Zubiri allays fears of ‘maldistribution’ with bill on LGUs’ vaccine purchase
MANILA, Philippines — Senate Majority Leader Juan Miguel Zubiri on Friday allayed fears of a group of healthcare practitioners over a possible “maldistribution” of vaccines if a bill seeking to expedite local government units’ (LGUs) vaccine procurement is passed.
Zubiri, in a statement, assured that the bill would not give LGUs precedence over the national government in terms of vaccine procurement, contrary to the sentiments of the Healthcare Professionals Alliance Against Covid-19 (HPAAC).

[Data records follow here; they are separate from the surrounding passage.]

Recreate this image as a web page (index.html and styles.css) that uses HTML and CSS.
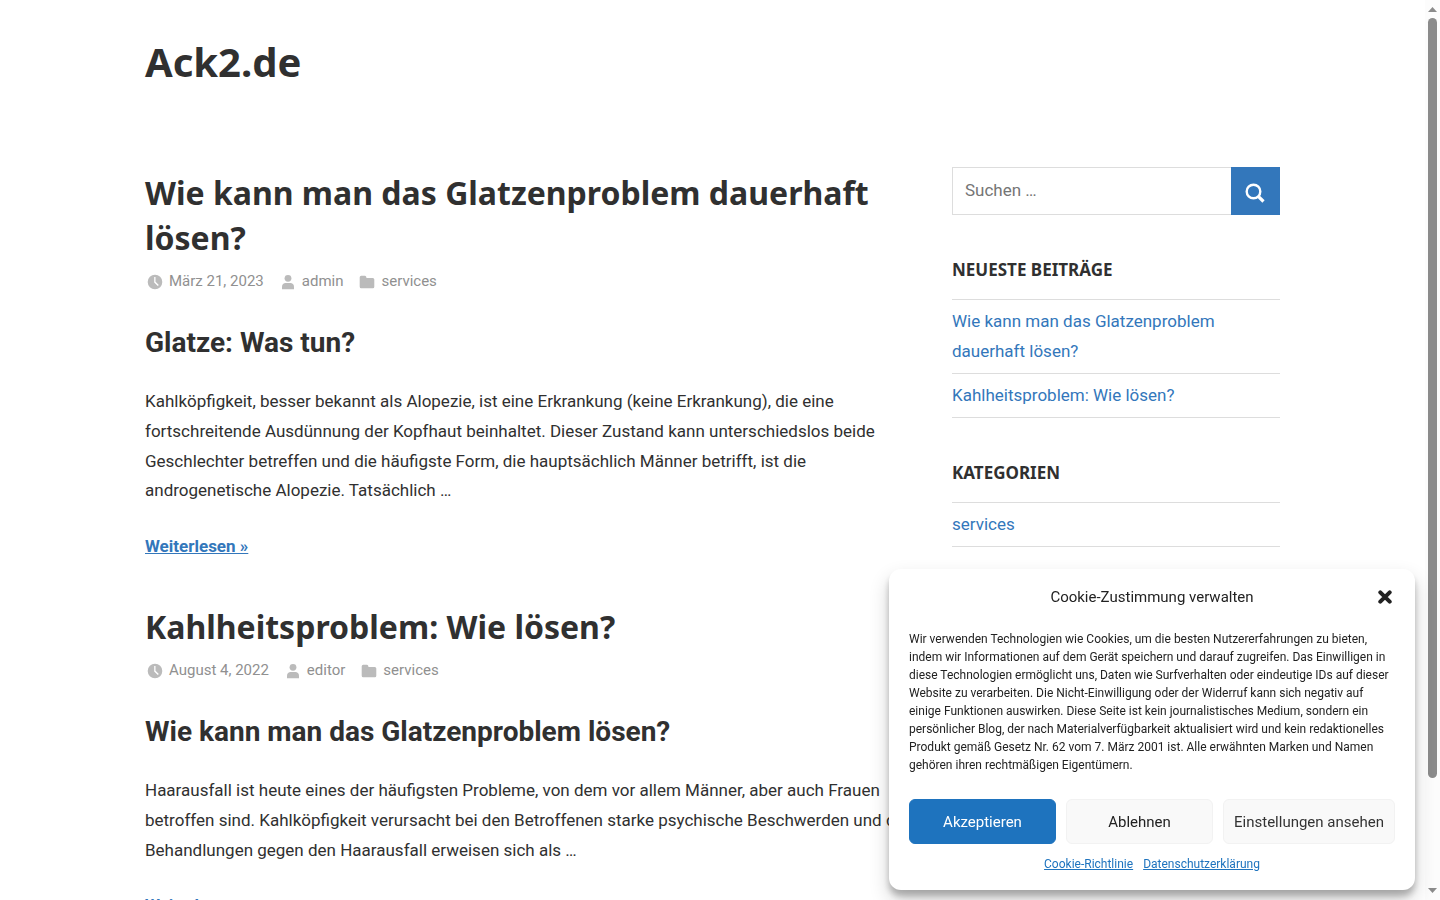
FILE: index.html
```html
<!DOCTYPE html>
<html lang="de">
<head>
<meta charset="utf-8">
<meta name="viewport" content="width=device-width, initial-scale=1">
<title>Ack2.de</title>
<link rel="stylesheet" href="styles.css">
</head>
<body>
<svg class="sprite" aria-hidden="true">
  <symbol id="clock" viewBox="0 0 16 16"><path fill-rule="evenodd" d="M8 .7a7.300 7.300 0 1 0 0 14.600A7.300 7.300 0 0 0 8 .7zM7.200 3h1.300v4.700l3.300 3.300-1 1.100-3.600-3.700z"/></symbol>
  <symbol id="user" viewBox="0 0 16 16"><circle cx="8" cy="4.300" r="3.400"/><path d="M2 15.200v-2.700C2 10.200 3.700 9 5.600 9h4.800c1.900 0 3.600 1.200 3.600 3.500v2.700z"/></symbol>
  <symbol id="folder" viewBox="0 0 16 16"><path d="M.7 3.200q0-1.500 1.500-1.500h3.600q1 0 1.400 1L7.500 4h6.300q1.500 0 1.500 1.500v7.300q0 1.500-1.500 1.500H2.200q-1.500 0-1.500-1.500z"/></symbol>
</svg>
<div class="viewport">
  <div class="page">
    <header class="site-header"><a class="site-title" href="#">Ack2.de</a></header>
    <div class="content">
      <main class="posts">
        <article class="post">
          <h2 class="post-title"><a href="#">Wie kann man das Glatzenproblem dauerhaft lösen?</a></h2>
          <div class="meta">
            <a class="meta-item" href="#"><svg class="icon"><use href="#clock"/></svg>März 21, 2023</a>
            <a class="meta-item" href="#"><svg class="icon"><use href="#user"/></svg>admin</a>
            <a class="meta-item" href="#"><svg class="icon"><use href="#folder"/></svg>services</a>
          </div>
          <h3 class="post-subtitle">Glatze: Was tun?</h3>
          <p class="excerpt">Kahlköpfigkeit, besser bekannt als Alopezie, ist eine Erkrankung (keine Erkrankung), die eine fortschreitende Ausdünnung der Kopfhaut beinhaltet. Dieser Zustand kann unterschiedslos beide Geschlechter betreffen und die häufigste Form, die hauptsächlich Männer betrifft, ist die androgenetische Alopezie. Tatsächlich …</p>
          <a class="more" href="#">Weiterlesen »</a>
        </article>
        <article class="post">
          <h2 class="post-title"><a href="#">Kahlheitsproblem: Wie lösen?</a></h2>
          <div class="meta">
            <a class="meta-item" href="#"><svg class="icon"><use href="#clock"/></svg>August 4, 2022</a>
            <a class="meta-item" href="#"><svg class="icon"><use href="#user"/></svg>editor</a>
            <a class="meta-item" href="#"><svg class="icon"><use href="#folder"/></svg>services</a>
          </div>
          <h3 class="post-subtitle">Wie kann man das Glatzenproblem lösen?</h3>
          <p class="excerpt">Haarausfall ist heute eines der häufigsten Probleme, von dem vor allem Männer, aber auch Frauen betroffen sind. Kahlköpfigkeit verursacht bei den Betroffenen starke psychische Beschwerden und die Behandlungen gegen den Haarausfall erweisen sich als …</p>
          <a class="more" href="#">Weiterlesen »</a>
        </article>
      </main>
      <aside class="sidebar">
        <form class="search" role="search">
          <input class="search-field" type="search" placeholder="Suchen …" aria-label="Suchen nach">
          <button class="search-button" type="button" aria-label="Suchen"><svg class="search-icon" viewBox="0 0 20 20"><circle cx="8.500" cy="8.500" r="6.800"/><path class="handle" d="M13.300 13.300l5.200 5.200"/></svg></button>
        </form>
        <section class="widget">
          <h3 class="widget-title">Neueste Beiträge</h3>
          <ul class="widget-list">
            <li><a href="#">Wie kann man das Glatzenproblem dauerhaft lösen?</a></li>
            <li><a href="#">Kahlheitsproblem: Wie lösen?</a></li>
          </ul>
        </section>
        <section class="widget">
          <h3 class="widget-title">Kategorien</h3>
          <ul class="widget-list">
            <li><a href="#">services</a></li>
          </ul>
        </section>
      </aside>
    </div>
  </div>
  <div class="scrollbar" aria-hidden="true">
    <svg class="arrow" viewBox="0 0 9 5"><path d="M0 5L4.500 0 9 5z"/></svg>
    <div class="track"><div class="thumb"></div></div>
    <svg class="arrow" viewBox="0 0 9 5"><path d="M0 0L4.500 5 9 0z"/></svg>
  </div>
</div>
<div class="cookie" role="dialog" aria-labelledby="cookie-title">
  <div class="cookie-head">
    <div class="cookie-title" id="cookie-title">Cookie-Zustimmung verwalten</div>
    <button class="cookie-close" type="button" aria-label="Dialog schließen"><svg viewBox="0 0 14 14"><path d="M2.300 2.300l9.400 9.400M11.700 2.300l-9.400 9.400"/></svg></button>
  </div>
  <p class="cookie-text">Wir verwenden Technologien wie Cookies, um die besten Nutzererfahrungen zu bieten, indem wir Informationen auf dem Gerät speichern und darauf zugreifen. Das Einwilligen in diese Technologien ermöglicht uns, Daten wie Surfverhalten oder eindeutige IDs auf dieser Website zu verarbeiten. Die Nicht-Einwilligung oder der Widerruf kann sich negativ auf einige Funktionen auswirken. Diese Seite ist kein journalistisches Medium, sondern ein persönlicher Blog, der nach Materialverfügbarkeit aktualisiert wird und kein redaktionelles Produkt gemäß Gesetz Nr. 62 vom 7. März 2001 ist. Alle erwähnten Marken und Namen gehören ihren rechtmäßigen Eigentümern.</p>
  <div class="cookie-buttons">
    <button class="btn btn-accept" type="button">Akzeptieren</button>
    <button class="btn" type="button">Ablehnen</button>
    <button class="btn btn-settings" type="button">Einstellungen ansehen</button>
  </div>
  <div class="cookie-links"><a href="#">Cookie-Richtlinie</a><a href="#">Datenschutzerklärung</a></div>
</div>
</body>
</html>
```

FILE: styles.css
```css
* { box-sizing: border-box; }
body {
  margin: 0;
  background: #fff;
  color: #303030;
  font: 17px/30px Roboto, sans-serif;
  overflow: hidden;
}
a { color: #3377bb; text-decoration: none; }
h2, h3, p, ul { margin: 0; }
.sprite { display: none; }
.viewport { display: flex; height: 100vh; }
.page { flex: 1; min-width: 0; overflow: hidden; padding: 0 145px; }

.site-header { padding: 33px 0 77px; }
.site-title {
  display: block;
  color: #303030;
  font: bold 40px/57px "Noto Sans", sans-serif;
}
.content {
  display: grid;
  grid-template-columns: minmax(0, 1fr) 328px;
  gap: 40px;
  align-items: start;
}
.posts { display: grid; gap: 43px; padding-top: 3px; }
.post-title { font: bold 32px/45px "Noto Sans", sans-serif; }
.post-title a { color: inherit; }
.meta { display: flex; gap: 14px; padding-top: 9px; }
.meta-item {
  display: flex;
  align-items: center;
  gap: 6px;
  color: #909090;
  font-size: 15px;
  line-height: 24px;
}
.icon { width: 16px; height: 16px; margin: 2px 0 0 2px; fill: #bbb; }
.post-subtitle { padding-top: 30px; font-size: 28px; line-height: 39px; }
.excerpt { padding: 25px 0; line-height: 1.75; }
.more { font-weight: bold; text-decoration: underline; }

.sidebar { display: grid; gap: 40px; }
.search { display: flex; height: 48px; }
.search-field {
  flex: 1;
  min-width: 0;
  margin: 0;
  padding: 0 12px 2px;
  border: 1px solid #ddd;
  border-right: 0;
  background: #fff;
  color: #303030;
  font: 17px Roboto, sans-serif;
  appearance: none;
}
.search-field::placeholder { color: #757575; }
.search-button {
  display: grid;
  place-items: center;
  width: 49px;
  padding: 3px 2px 0 0;
  border: 0;
  background: #3377bb;
}
.search-icon {
  width: 20px;
  height: 20px;
  fill: none;
  stroke: #fff;
  stroke-width: 2.4;
}
.handle { stroke-width: 3.2; }
.widget-title {
  padding-bottom: 14px;
  border-bottom: 1px solid #ddd;
  font: bold 17px/30px "Noto Sans", sans-serif;
  text-transform: uppercase;
}
.widget-list { padding: 0; list-style: none; }
.widget-list li { padding: 6px 0 7px; border-bottom: 1px solid #ddd; }

.scrollbar {
  display: flex;
  flex-direction: column;
  align-items: center;
  gap: 6px;
  width: 15px;
  padding: 7px 0;
  background: #fcfcfc;
}
.arrow { width: 9px; height: 5px; fill: #8b8b8b; }
.track { flex: 1; width: 9px; }
.thumb { height: 88%; border-radius: 5px; background: #8b8b8b; }

.cookie {
  position: fixed;
  right: 25px;
  bottom: 10px;
  width: 526px;
  padding: 15px 20px 17px;
  border-radius: 12px;
  background: #fff;
  box-shadow: rgba(0, 0, 0, 0.19) 0 10px 20px, rgba(0, 0, 0, 0.23) 0 6px 6px;
  color: #222;
}
.cookie-head { display: grid; grid-template-columns: 20px 1fr 20px; align-items: center; }
.cookie-title {
  grid-column: 2;
  font-size: 15px;
  line-height: 26px;
  text-align: center;
}
.cookie-close {
  display: grid;
  place-items: center;
  padding: 0;
  border: 0;
  background: none;
}
.cookie-close svg {
  width: 14px;
  height: 14px;
  stroke: #222;
  stroke-width: 4;
  stroke-linecap: round;
}
.cookie-text { padding: 20px 0 25px; font-size: 12px; line-height: 18px; }
.cookie-buttons { display: grid; grid-template-columns: 1fr 1fr 172px; gap: 10px; }
.btn {
  height: 45px;
  padding: 0;
  border: 1px solid #f2f2f2;
  border-radius: 6px;
  background: #f9f9f9;
  color: #222;
  font: 15px Roboto, sans-serif;
}
.btn-accept { border-color: #1e73be; background: #1e73be; color: #fff; }
.btn-settings { color: #333; }
.cookie-links {
  display: flex;
  justify-content: center;
  gap: 10px;
  padding-top: 11px;
  font-size: 12px;
  line-height: 18px;
}
.cookie-links a { color: #1e73be; text-decoration: underline; }
```
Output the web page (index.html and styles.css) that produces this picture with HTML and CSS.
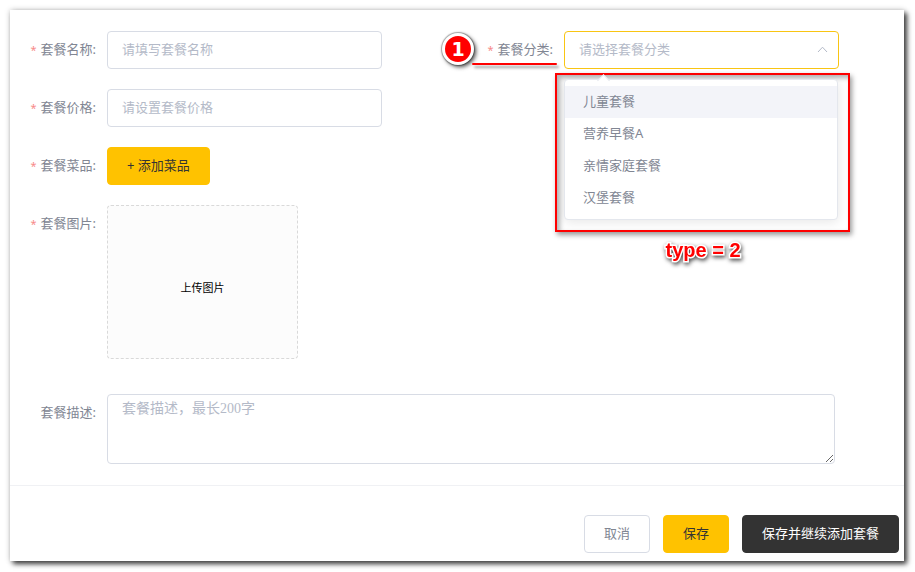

“National government pa rin ang masusunod — LGUs still need to follow the national guidelines for vaccine deployment set by the Department of Health and the National Task Force against COVID-19. So no one should fear inequitable distribution,” he said.
Whether the vaccines are procured by the national government, frontliners “will still be prioritized for vaccination,” according to the senator.
“The vaccines purchased by LGUs will augment the supply of the national government. LGUS who will not be able to purchase vaccines on their own will still be covered by the national government vaccine rollout,” he added.
HPAAC earlier thumbed down Zubiri’s Senate Bill No. 2042, saying it could lead to “maldistribution” of vaccines and higher jab prices.
“When LGUs… are allowed to procure on their own, then priorities will be defined by capacity to pay rather than need for the vaccine,” Dr. Antonio Dans of the HPAAC told senators during a Senate hearing Thursday.
Under the bill, the LGUs ”may directly” procure their vaccines. LGUs will also be exempted from certain provisions under the country’s procurement rules.
For example, the measure would allow LGUs to make an advance payment of not more than 50 percent of the contract price “if required by the supplier, manufacturer, distributor, contractor or consultant.”
According to Zubiri, it was the LGUs that had requested for the bill.
“Around 70 local government units are in negotiations with vaccine suppliers and they need to deposit advance payments to secure them. Otherwise, we will lose the allocation,” he said.
Zubiri also said that the LGUs had requested that they be exempted from the requirement of purchasing goods and services from suppliers with the lowest bid.
“This is not possible with the COVID-19 vaccine as it is supply-driven. It is impossible because the lowest price is not always available,” he said.
“And let me stress again, this bill was requested by our LGUs, and it will only apply to our LGUs with tripartite agreements. So people do not need to worry about private entities taking advantage of this bill,” he added.
He noted that during the Senate committee hearing on the bill, both the Department of Health and the government’s Covid-19 task force expressed support for the measure because it would “assist them in the speedy roll out of the vaccines for the priority list of recipients.”
“The DOH mentioned that the vaccines given by the COVAX facility of the [World Health Organization] arriving this month is already prioritized for all the health care workers and frontliners of our country. Una talaga sila sa pag bigay nang vaccination so they have nothing to fear,” he added.
“We can put safeguards in the bill to make sure of that. But at this point in time everyone should do their part in helping the national government vaccinate as many people as possible starting with all those in the priority list of recipients,” Zubiri added.